TASK OBJECTIVE: Check every line of the entries that follow, and copy the ones containing "components".

** start SOURCE RECORDS **

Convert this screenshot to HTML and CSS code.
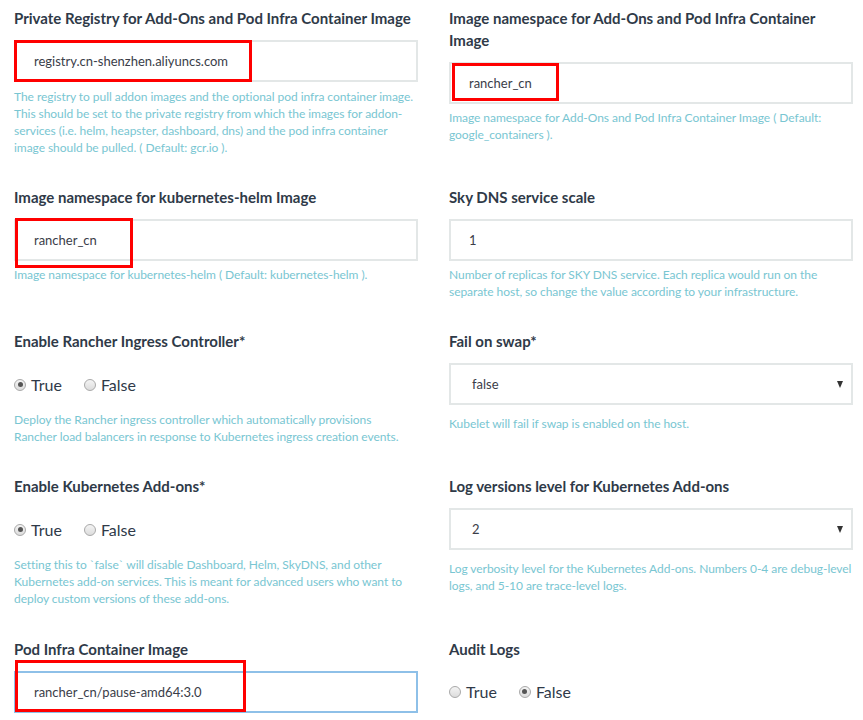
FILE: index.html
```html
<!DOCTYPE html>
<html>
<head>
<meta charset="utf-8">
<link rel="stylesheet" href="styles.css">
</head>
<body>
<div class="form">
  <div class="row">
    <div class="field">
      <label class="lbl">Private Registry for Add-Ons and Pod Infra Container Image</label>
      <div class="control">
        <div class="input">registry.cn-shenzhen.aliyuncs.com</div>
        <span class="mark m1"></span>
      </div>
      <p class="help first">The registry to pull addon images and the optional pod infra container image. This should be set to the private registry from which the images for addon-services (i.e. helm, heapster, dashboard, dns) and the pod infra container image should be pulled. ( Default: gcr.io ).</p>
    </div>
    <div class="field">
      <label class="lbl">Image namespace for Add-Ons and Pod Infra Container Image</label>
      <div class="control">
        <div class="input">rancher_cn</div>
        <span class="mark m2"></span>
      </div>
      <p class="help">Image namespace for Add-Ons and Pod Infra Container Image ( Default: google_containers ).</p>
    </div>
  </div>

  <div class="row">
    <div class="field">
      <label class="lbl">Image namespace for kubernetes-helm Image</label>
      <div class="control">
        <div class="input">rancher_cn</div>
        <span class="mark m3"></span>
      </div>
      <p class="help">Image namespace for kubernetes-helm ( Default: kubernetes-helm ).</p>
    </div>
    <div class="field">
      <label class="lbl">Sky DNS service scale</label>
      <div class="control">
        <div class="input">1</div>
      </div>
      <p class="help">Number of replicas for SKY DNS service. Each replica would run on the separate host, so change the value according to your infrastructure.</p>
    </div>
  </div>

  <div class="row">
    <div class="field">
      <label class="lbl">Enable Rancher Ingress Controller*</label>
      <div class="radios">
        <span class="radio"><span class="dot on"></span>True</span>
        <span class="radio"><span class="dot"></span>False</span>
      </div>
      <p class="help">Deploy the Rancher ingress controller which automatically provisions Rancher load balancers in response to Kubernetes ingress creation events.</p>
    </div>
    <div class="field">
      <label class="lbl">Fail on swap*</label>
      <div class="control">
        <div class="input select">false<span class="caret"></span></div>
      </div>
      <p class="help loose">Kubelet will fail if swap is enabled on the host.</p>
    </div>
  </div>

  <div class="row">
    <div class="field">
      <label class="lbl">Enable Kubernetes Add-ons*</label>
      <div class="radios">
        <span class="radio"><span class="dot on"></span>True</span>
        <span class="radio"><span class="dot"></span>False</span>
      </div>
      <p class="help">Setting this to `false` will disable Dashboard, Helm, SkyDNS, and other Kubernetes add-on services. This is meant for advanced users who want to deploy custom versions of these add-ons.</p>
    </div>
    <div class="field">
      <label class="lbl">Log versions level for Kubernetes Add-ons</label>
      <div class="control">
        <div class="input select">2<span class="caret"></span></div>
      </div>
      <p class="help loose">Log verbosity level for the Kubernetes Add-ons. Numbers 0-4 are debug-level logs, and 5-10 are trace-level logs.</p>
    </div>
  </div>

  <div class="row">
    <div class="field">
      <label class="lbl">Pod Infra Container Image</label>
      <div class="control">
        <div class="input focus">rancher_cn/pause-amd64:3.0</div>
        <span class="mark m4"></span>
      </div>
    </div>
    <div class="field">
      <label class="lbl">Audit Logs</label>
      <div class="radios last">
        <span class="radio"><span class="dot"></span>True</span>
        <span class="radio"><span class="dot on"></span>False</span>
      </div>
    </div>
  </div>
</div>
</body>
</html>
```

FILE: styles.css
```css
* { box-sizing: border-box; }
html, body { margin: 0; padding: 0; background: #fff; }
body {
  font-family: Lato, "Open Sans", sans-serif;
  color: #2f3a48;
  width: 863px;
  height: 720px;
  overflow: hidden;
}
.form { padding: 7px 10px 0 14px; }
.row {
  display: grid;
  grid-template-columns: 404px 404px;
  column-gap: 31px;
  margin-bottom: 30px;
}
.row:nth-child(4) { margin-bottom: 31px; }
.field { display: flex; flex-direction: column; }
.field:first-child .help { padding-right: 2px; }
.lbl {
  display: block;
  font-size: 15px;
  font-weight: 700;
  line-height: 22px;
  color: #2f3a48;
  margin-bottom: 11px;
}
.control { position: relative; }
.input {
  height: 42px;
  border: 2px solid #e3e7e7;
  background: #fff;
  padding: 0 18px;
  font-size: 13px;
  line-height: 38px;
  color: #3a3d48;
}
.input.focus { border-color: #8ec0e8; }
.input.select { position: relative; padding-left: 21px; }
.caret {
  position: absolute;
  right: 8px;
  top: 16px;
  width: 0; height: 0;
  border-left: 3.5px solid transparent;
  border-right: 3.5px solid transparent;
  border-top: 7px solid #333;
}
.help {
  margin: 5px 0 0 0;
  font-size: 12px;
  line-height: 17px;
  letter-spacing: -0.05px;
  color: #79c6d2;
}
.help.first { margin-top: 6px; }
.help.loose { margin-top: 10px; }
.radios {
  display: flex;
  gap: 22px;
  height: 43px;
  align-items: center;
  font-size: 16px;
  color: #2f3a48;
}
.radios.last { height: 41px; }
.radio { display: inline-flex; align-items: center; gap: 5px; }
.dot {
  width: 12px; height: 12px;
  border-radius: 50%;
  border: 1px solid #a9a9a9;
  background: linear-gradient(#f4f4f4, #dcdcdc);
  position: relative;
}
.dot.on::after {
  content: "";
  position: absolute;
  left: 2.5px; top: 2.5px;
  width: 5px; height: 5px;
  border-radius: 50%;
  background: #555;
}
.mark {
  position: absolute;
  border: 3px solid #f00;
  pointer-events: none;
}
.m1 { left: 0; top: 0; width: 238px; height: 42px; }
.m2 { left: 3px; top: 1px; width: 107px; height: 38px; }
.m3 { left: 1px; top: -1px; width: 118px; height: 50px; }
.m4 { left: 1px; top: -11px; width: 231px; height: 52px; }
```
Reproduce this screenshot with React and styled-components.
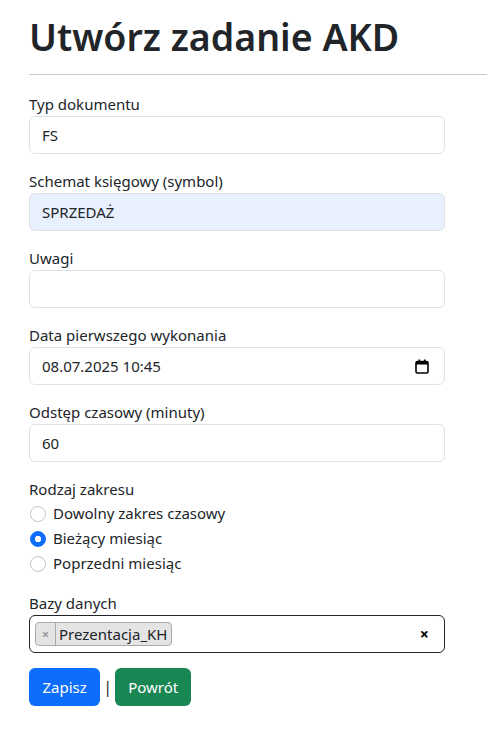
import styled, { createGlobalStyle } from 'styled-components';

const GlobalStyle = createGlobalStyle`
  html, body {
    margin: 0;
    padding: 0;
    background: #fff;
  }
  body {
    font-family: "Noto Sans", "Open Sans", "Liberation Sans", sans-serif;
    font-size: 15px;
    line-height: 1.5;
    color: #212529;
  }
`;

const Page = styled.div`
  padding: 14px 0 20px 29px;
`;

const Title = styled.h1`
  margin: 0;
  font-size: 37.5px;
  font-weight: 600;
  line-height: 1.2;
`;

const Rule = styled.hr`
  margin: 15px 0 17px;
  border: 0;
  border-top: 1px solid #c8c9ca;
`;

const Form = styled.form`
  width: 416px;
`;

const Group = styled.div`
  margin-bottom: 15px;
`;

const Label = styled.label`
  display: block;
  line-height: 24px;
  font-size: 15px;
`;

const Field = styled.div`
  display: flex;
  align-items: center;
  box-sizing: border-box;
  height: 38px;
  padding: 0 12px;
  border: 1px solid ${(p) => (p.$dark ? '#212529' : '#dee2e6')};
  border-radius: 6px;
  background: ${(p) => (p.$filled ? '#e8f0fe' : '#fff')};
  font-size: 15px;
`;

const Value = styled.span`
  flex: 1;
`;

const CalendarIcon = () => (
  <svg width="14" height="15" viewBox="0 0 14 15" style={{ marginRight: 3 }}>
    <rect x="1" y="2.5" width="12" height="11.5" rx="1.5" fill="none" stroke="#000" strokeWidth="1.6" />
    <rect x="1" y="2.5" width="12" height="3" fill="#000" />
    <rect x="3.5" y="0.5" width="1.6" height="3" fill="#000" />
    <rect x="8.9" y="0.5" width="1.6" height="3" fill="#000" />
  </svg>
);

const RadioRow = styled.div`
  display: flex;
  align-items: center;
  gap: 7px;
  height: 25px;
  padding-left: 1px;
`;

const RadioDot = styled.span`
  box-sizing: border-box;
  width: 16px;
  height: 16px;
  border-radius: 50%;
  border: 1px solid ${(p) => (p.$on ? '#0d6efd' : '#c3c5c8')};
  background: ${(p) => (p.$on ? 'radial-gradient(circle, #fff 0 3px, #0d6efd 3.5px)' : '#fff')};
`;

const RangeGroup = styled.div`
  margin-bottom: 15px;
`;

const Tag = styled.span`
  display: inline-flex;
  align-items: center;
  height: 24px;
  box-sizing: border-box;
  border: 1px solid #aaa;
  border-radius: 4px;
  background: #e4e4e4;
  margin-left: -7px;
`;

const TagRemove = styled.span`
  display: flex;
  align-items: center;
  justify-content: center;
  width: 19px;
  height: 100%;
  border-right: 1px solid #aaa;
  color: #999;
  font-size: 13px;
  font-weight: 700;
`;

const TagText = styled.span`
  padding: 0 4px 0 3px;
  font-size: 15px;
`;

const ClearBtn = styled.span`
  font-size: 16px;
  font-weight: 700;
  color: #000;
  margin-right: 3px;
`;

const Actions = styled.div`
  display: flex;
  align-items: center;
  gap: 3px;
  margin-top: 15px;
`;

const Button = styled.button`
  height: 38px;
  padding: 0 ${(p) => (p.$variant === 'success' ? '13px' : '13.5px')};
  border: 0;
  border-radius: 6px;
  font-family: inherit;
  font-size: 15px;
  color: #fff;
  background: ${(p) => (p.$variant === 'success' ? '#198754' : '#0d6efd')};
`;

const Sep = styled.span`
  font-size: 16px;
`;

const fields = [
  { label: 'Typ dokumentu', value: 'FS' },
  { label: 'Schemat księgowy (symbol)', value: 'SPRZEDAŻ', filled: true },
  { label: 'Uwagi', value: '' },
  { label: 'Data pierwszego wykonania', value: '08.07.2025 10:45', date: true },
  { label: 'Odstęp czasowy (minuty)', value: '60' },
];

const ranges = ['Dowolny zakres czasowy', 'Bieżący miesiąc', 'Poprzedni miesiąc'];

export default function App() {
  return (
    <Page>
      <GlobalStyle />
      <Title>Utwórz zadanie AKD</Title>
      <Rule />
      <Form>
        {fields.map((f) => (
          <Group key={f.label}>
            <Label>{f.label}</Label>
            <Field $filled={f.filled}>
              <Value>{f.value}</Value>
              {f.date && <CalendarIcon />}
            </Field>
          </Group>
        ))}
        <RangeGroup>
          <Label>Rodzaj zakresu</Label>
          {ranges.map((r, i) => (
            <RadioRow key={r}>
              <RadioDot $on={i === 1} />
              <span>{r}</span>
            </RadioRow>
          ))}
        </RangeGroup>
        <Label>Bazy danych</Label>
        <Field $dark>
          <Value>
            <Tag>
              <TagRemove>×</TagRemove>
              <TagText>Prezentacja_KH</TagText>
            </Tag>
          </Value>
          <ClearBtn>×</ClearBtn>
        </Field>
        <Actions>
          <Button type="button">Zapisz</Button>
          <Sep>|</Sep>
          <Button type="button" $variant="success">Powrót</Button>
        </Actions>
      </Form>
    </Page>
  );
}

** end SOURCE RECORDS **

RESPONSE:
Reproduce this screenshot with React and styled-components.
import styled, { createGlobalStyle } from 'styled-components';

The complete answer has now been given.